Going solo

I am buying a house on my own, and I wondered whether my partner could lay claim to a share of it.  My partner lives with me but he doesn’t contribute to anything.  PM

In order to establish a claim on your house while you are alive the onus is on your partner to convince a court, either with documentary evidence such as letters, or from recollections of conversations you’d held, that you intended to share the house with him.

Alternatively he would have to show that he’d lost out financially because of promises you had made.

If you were to die, however, and you had been living with your partner for more than two years, he may be able to make a dependency claim on your estate, including your house.

Long-stay parking

For more than 30 years I, and the owners of the three neighbouring houses, have been parking our cars in a common yard at the back shared with a small workshop.  The workshop has now been sold. 

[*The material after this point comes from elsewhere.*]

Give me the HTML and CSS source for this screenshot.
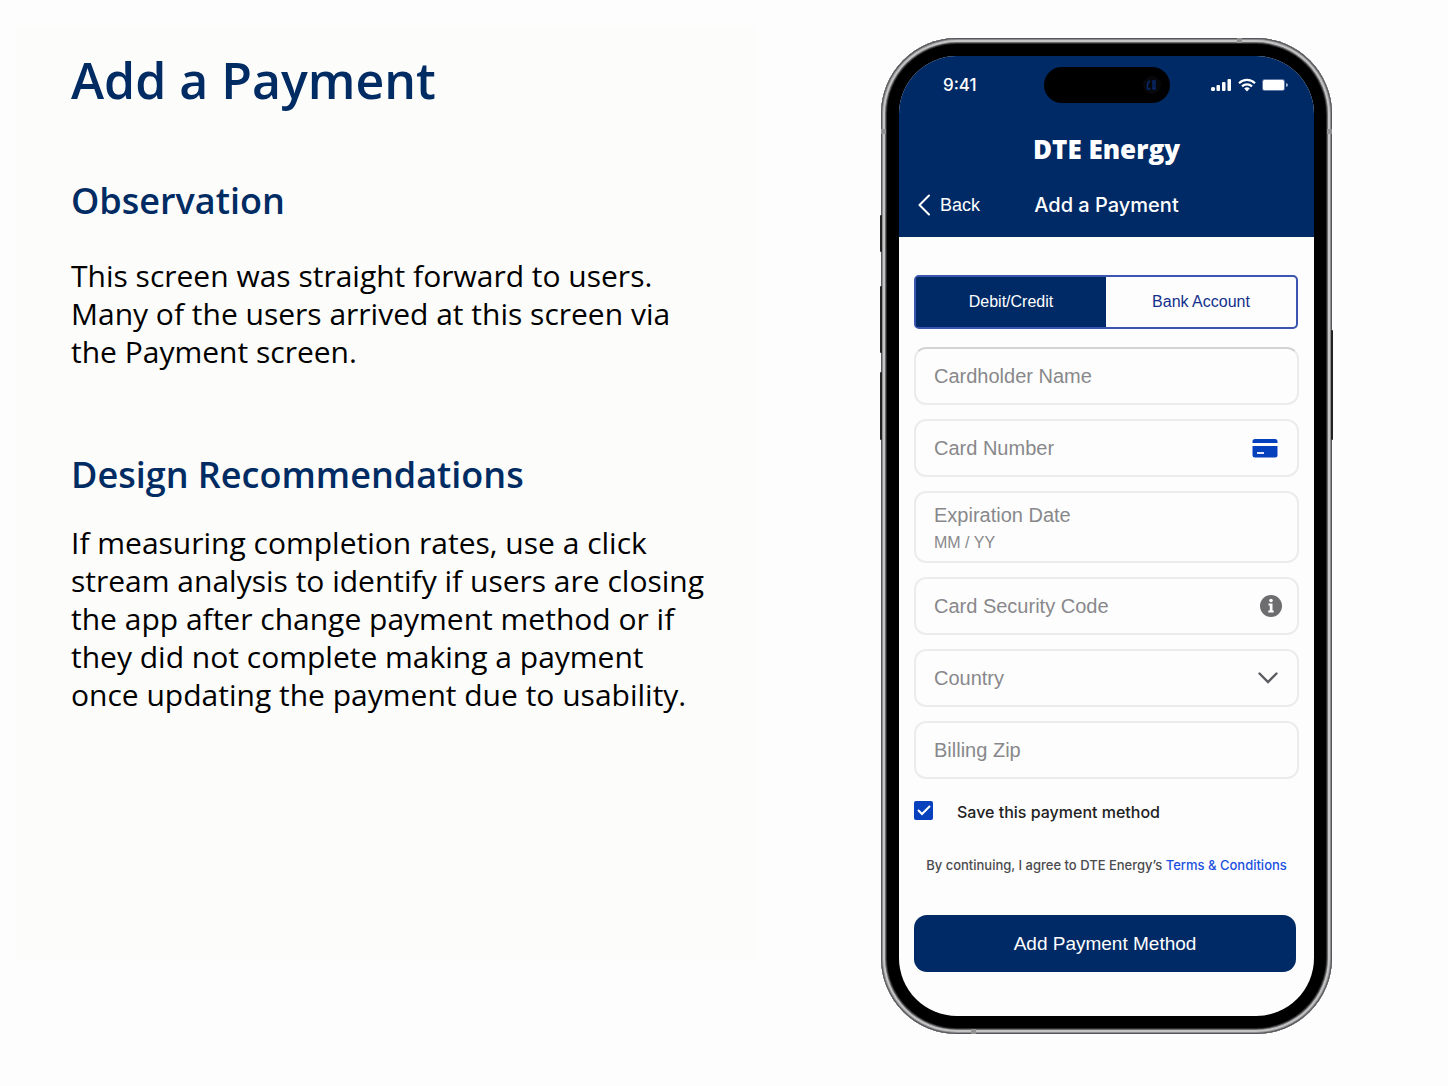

The new owner says he has bought the yard and we can now park there only with his permission: he says the ‘right to pass and repass’ mentioned in the deeds doesn’t include the use of cars.  Have we acquired the right to park there?  SH

When you talk about a ‘common yard’  it suggests it may be owned by one or more of the properties surrounding it.  In that case you will all be free to use it and probably have a duty to maintain it jointly.

Alternatively you may be able to argue that your ‘right to pass and repass’ now includes vehicles, but this will depend on the wording of your deeds.
And if all else fails you may have acquired the right of vehicular access and to park your cars there through continuous usage. 

You and your neighbours should see a solicitor to examine your deeds and if necessary draw up a case to put to the Land Registry.

If you are successful your rights can be incorporated on to the registered title of the properties affected.